Unlike virtually every past White House family, the Obamas have been absent a church home (since abandoning Chicago's Rev. Jeremiah Wright)
UPDATE 12/27/10: Obama family makes rare appearance in church Sunday
-- From "No Churchgoing Christmas for the First Family" by Amy Sullivan, Time Magazine 12/23/09
Church, in fact, has been a surprisingly tough issue for the Obamas. They resigned their membership with Trinity United Church of Christ in Chicago in 2008 after Obama renounced the church's controversial former pastor, Jeremiah Wright. And while the First Family intended to find a local church to attend when they moved to Washington, concerns about crowds and displacing regular worshippers has prevented them from finding a new religious home during their first year here.

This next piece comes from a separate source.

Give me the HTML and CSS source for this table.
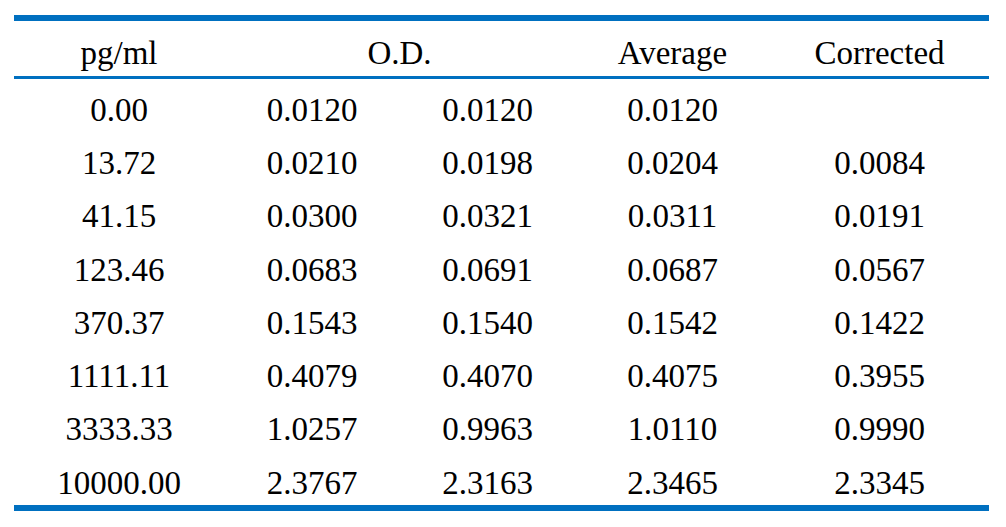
FILE: index.html
```html
<!DOCTYPE html>
<html>
<head>
<meta charset="utf-8">
<link rel="stylesheet" href="styles.css">
</head>
<body>
<div class="tbl">
  <div class="row head">
    <div class="cell">pg/ml</div>
    <div class="cell span2">O.D.</div>
    <div class="cell">Average</div>
    <div class="cell">Corrected</div>
  </div>
  <div class="body">
    <div class="row"><div class="cell">0.00</div><div class="cell">0.0120</div><div class="cell">0.0120</div><div class="cell">0.0120</div><div class="cell"></div></div>
    <div class="row"><div class="cell">13.72</div><div class="cell">0.0210</div><div class="cell">0.0198</div><div class="cell">0.0204</div><div class="cell">0.0084</div></div>
    <div class="row"><div class="cell">41.15</div><div class="cell">0.0300</div><div class="cell">0.0321</div><div class="cell">0.0311</div><div class="cell">0.0191</div></div>
    <div class="row"><div class="cell">123.46</div><div class="cell">0.0683</div><div class="cell">0.0691</div><div class="cell">0.0687</div><div class="cell">0.0567</div></div>
    <div class="row"><div class="cell">370.37</div><div class="cell">0.1543</div><div class="cell">0.1540</div><div class="cell">0.1542</div><div class="cell">0.1422</div></div>
    <div class="row"><div class="cell">1111.11</div><div class="cell">0.4079</div><div class="cell">0.4070</div><div class="cell">0.4075</div><div class="cell">0.3955</div></div>
    <div class="row"><div class="cell">3333.33</div><div class="cell">1.0257</div><div class="cell">0.9963</div><div class="cell">1.0110</div><div class="cell">0.9990</div></div>
    <div class="row"><div class="cell">10000.00</div><div class="cell">2.3767</div><div class="cell">2.3163</div><div class="cell">2.3465</div><div class="cell">2.3345</div></div>
  </div>
</div>
</body>
</html>
```
FILE: styles.css
```css
html, body {
  margin: 0;
  padding: 0;
  background: #ffffff;
}
body {
  font-family: "Liberation Serif", "Times New Roman", serif;
  font-size: 33px;
  color: #000000;
}
.tbl {
  margin: 15px 0 0 14px;
  width: 975px;
  border-top: 6px solid #0070c0;
  border-bottom: 6px solid #0070c0;
}
.row {
  display: grid;
  grid-template-columns: 210px 176px 175px 195px 219px;
  box-sizing: border-box;
  height: 53.25px;
  padding-top: 14.85px;
  line-height: 33px;
}
.row.head {
  height: 58px;
  padding-top: 16.35px;
  border-bottom: 3px solid #0070c0;
}
.cell {
  text-align: center;
  white-space: nowrap;
}
.span2 {
  grid-column: span 2;
}
```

The Obamas have attended Sunday services in Washington three times this year — once at the predominantly African-American 19th Street Baptist Church, and twice at St. John's Episcopal Church across Lafayette Square from the White House.
The Obamas have celebrated Christmas in Hawaii, where the President grew up, nearly every year since the girls were born. But while Obama can still visit his favorite shaved ice joint and body-surfing spots, he doesn't have a childhood church home to attend. His mother wasn't a churchgoer, and Obama writes in "Dreams of My Father" that his grandparents took him to church infrequently.
As a child, Obama occasionally attended Sunday school classes at the First Unitarian Church of Honolulu, and his family held a memorial service there for his grandmother last Christmas. Conservative critics were quick to point out that the First Unitarian Church has a controversial history — in 1969, the church offered sanctuary to servicemen who refused to go to Vietnam. The refuge was brief, however, as military police invaded church grounds to arrest the soldiers.